I noticed 2 things from Vespa logs:

  1. I see the line 2024-01-18 04:54:22 [2024-01-18 07:54:22.097] INFO configserver Container.com.yahoo.container.jdisc.ConfiguredApplication Switching to the latest deployed set of configurations and components. Application config generation: 0 which I saw a video which mentions that that is expected and should be ok.
  2. I notice how configproxy is retrying to connect to something and never connects.
  3. It seems that the application package has never been deployed.

From this I have a comment about pyvespa docs: I did not see any document that is not using the VespaDocker deployment approach. Is there a way to apply a ApplicationPackage to an existing locally deployed Vespa with pyvespa?

Also, I tested out wait_for_application_up(120) available from Vespa implementation, but it always throw a timeout error. I also looked around its code to find a "deploy" action of the schema, but I was not able to find anything like that.

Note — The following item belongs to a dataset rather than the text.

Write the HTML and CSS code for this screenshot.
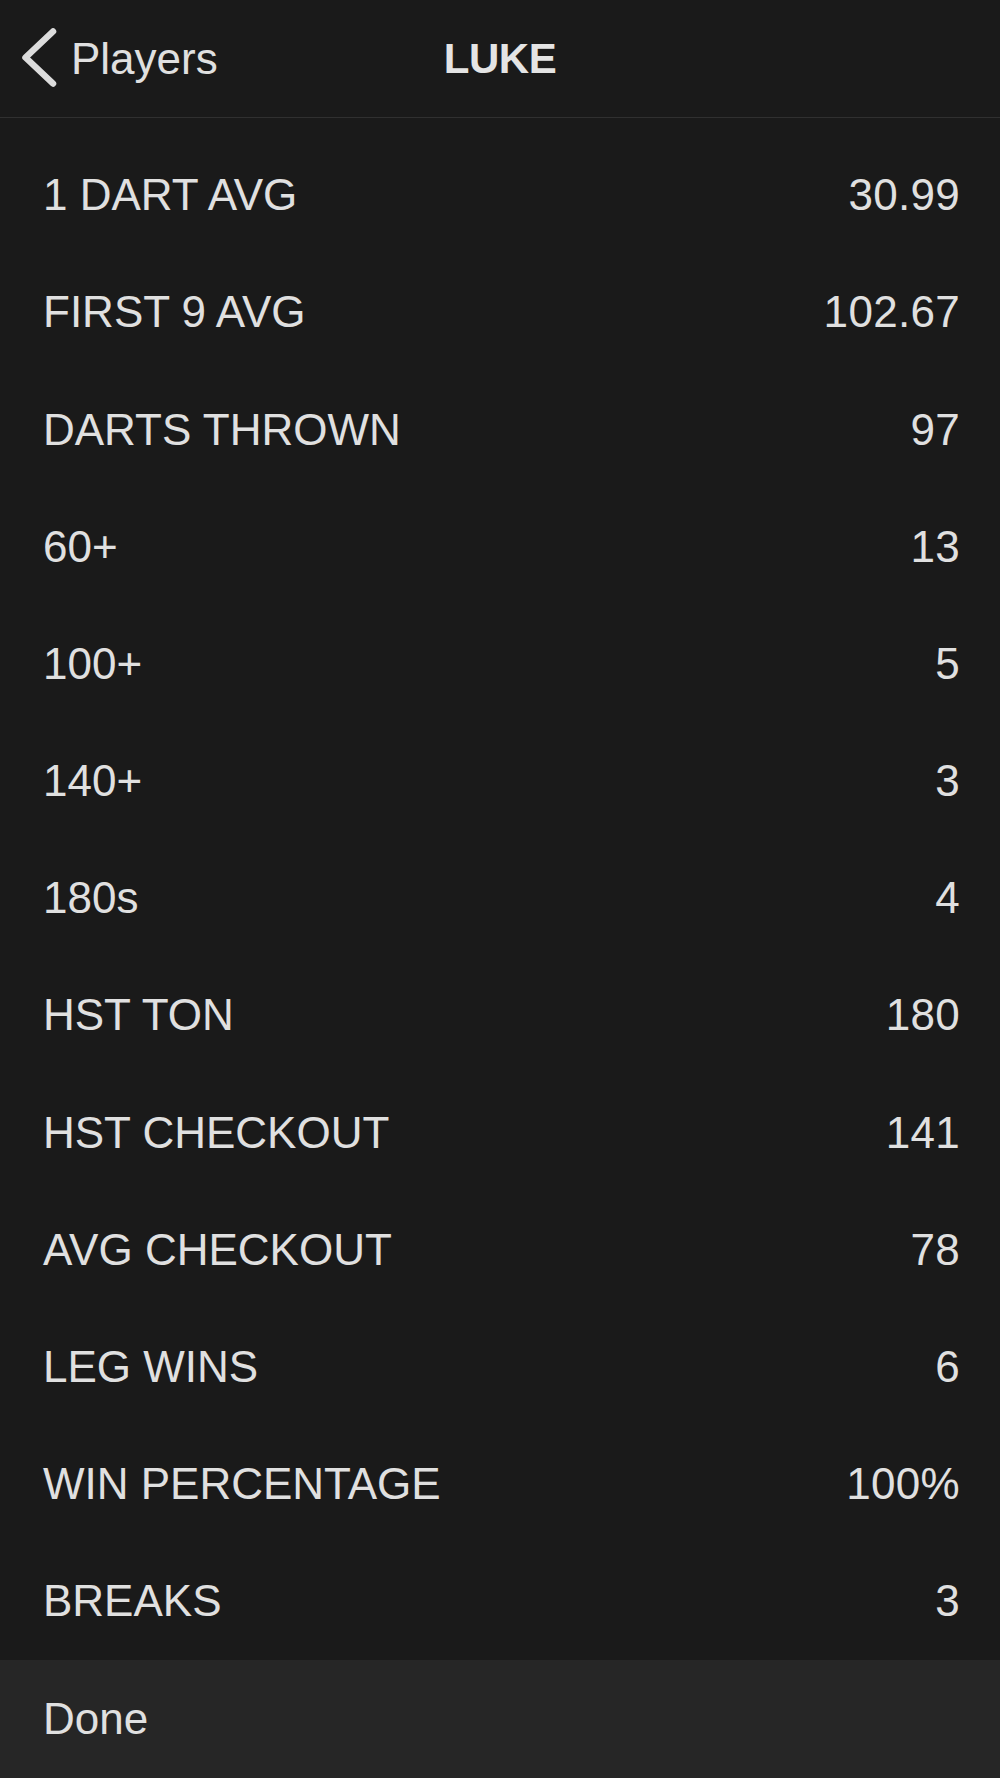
FILE: index.html
```html
<!DOCTYPE html>
<html lang="en">
<head>
<meta charset="utf-8">
<title>LUKE</title>
<link rel="stylesheet" href="styles.css">
</head>
<body>
<div class="page">
  <header class="nav">
    <div class="back">
      <svg class="chev" width="40" height="62" viewBox="0 0 40 62" aria-hidden="true">
        <path d="M34 3.5 L6.5 29.5 L34 55.5" fill="none" stroke="#dcdcdc" stroke-width="6.5" stroke-linecap="round" stroke-linejoin="round"/>
      </svg>
      <span class="back-label">Players</span>
    </div>
    <div class="title">LUKE</div>
    <div class="spacer"></div>
  </header>
  <main class="stats">
    <div class="row"><span class="label">1 DART AVG</span><span class="value">30.99</span></div>
    <div class="row"><span class="label">FIRST 9 AVG</span><span class="value">102.67</span></div>
    <div class="row"><span class="label">DARTS THROWN</span><span class="value">97</span></div>
    <div class="row"><span class="label">60+</span><span class="value">13</span></div>
    <div class="row"><span class="label">100+</span><span class="value">5</span></div>
    <div class="row"><span class="label">140+</span><span class="value">3</span></div>
    <div class="row"><span class="label">180s</span><span class="value">4</span></div>
    <div class="row"><span class="label">HST TON</span><span class="value">180</span></div>
    <div class="row"><span class="label">HST CHECKOUT</span><span class="value">141</span></div>
    <div class="row"><span class="label">AVG CHECKOUT</span><span class="value">78</span></div>
    <div class="row"><span class="label">LEG WINS</span><span class="value">6</span></div>
    <div class="row"><span class="label">WIN PERCENTAGE</span><span class="value">100%</span></div>
    <div class="row"><span class="label">BREAKS</span><span class="value">3</span></div>
  </main>
  <footer class="done-bar">
    <span class="done">Done</span>
  </footer>
</div>
</body>
</html>
```

FILE: styles.css
```css
html, body {
  margin: 0;
  padding: 0;
  background: #1a1a1a;
}

body {
  font-family: "Liberation Sans", Arial, Helvetica, sans-serif;
  color: #e0e0e0;
  font-size: 44px;
}

.page {
  width: 1000px;
  height: 1778px;
  display: flex;
  flex-direction: column;
  overflow: hidden;
}

.nav {
  height: 117px;
  border-bottom: 1px solid #303030;
  display: grid;
  grid-template-columns: 1fr auto 1fr;
  align-items: center;
  box-sizing: content-box;
  padding-top: 1px;
}

.back {
  display: flex;
  align-items: center;
  padding-left: 19px;
  gap: 12px;
}

.chev {
  display: block;
  flex: none;
}

.back-label {
  font-size: 44px;
  color: #e0e0e0;
}

.title {
  font-weight: bold;
  font-size: 42px;
  letter-spacing: -0.5px;
  color: #e4e4e4;
}

.stats {
  padding-top: 19px;
  flex: 1;
}

.row {
  height: 117.2px;
  display: flex;
  align-items: center;
  justify-content: space-between;
  padding: 0 40px 0 43px;
}

.value {
  letter-spacing: 0.3px;
}

.done-bar {
  height: 118px;
  background: #262626;
  display: flex;
  align-items: center;
  padding-left: 43px;
  flex: none;
}
```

@ricoms ricoms changed the title Manually deployed vespa with docker compose Manually deployed vespa with docker compose Failed to establish a new connection: [Errno 111] Jan 18, 2024
@kkraune kkraune self-assigned this Jan 24, 2024
@kkraune kkraune added this to the soon milestone Jan 24, 2024
@kkraune
Copy link
Member

kkraune commented Jan 25, 2024

Hi, sorry for slow reponse! The (first) problem to solve is the configproxy not reaching the config server. Please try https://github.com/vespa-engine/sample-apps/blob/master/examples/operations/multinode-HA/docker-compose.yaml and validate that works - then you can modify the compose file, adding your stuff.

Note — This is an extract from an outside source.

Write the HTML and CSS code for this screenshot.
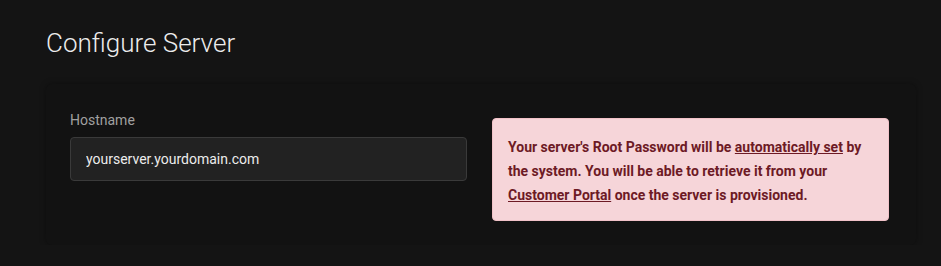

Maybe best place to look is network/hostnames - this looks like a connectivity problem, so maybe add a network and use a fully qualified hostname instead of just vespa

@Gladiator566
Copy link

@kkraune Hi, I try to use bge-m3 model to do embedding hybrid search, and I use refer to official tutorial to deploy a local docker containter to use vespa. Since I have over millions data to feed, so I try to use feed_iterable function to feed iterable bulk data, and I encountered same problems as above, like WARNING/urllib3.connectionpool: Retrying NewConnectionError: Failed to establish a new connection or Max retries exceeded with URL sth like that. I try to set max_connections params to a huge number, and try to create a session to do feed, but it doesn't work, how can I solve this connection full error to insert bulk data to vespa? Thank you !

my env: linux, pyvespa version is 0.39, docker image is latest

@kkraune
Copy link
Member

kkraune commented Feb 5, 2024

Hi @Gladiator566 I think you must look in the vespa.log to validate what the problem might be - and if so, follow the advise to try /multinode-HA/docker-compose.yaml to verify this works, before trying your own configuration

You can also try https://pyvespa.readthedocs.io/en/latest/getting-started-pyvespa-cloud.html to make it easier, using the free trial, to eliminate other failures.

@Gladiator566
Copy link

@kkraune I try to use vespa cloud as tutorial, but i got error like RuntimeError: Status code 400 doing POST at https://api.vespa-external.aws.oath.cloud:4443/application/v4/tenant/bge-m3/application/bgeM3/instance/default/deploy/dev-aws-us-east-1c: Value of X-Content-Hash header does not match computed content hash, how to solve this problem?

@kkraune
Copy link
Member

kkraune commented Feb 6, 2024

Thanks for reporting. Can you add the steps you took, so we can reproduce? Or did you follow the steps in https://pyvespa.readthedocs.io/en/latest/getting-started-pyvespa-cloud.html and it failed here?

 app = vespa_cloud.deploy()

A good hint is also to make sure there are no applications already deployed.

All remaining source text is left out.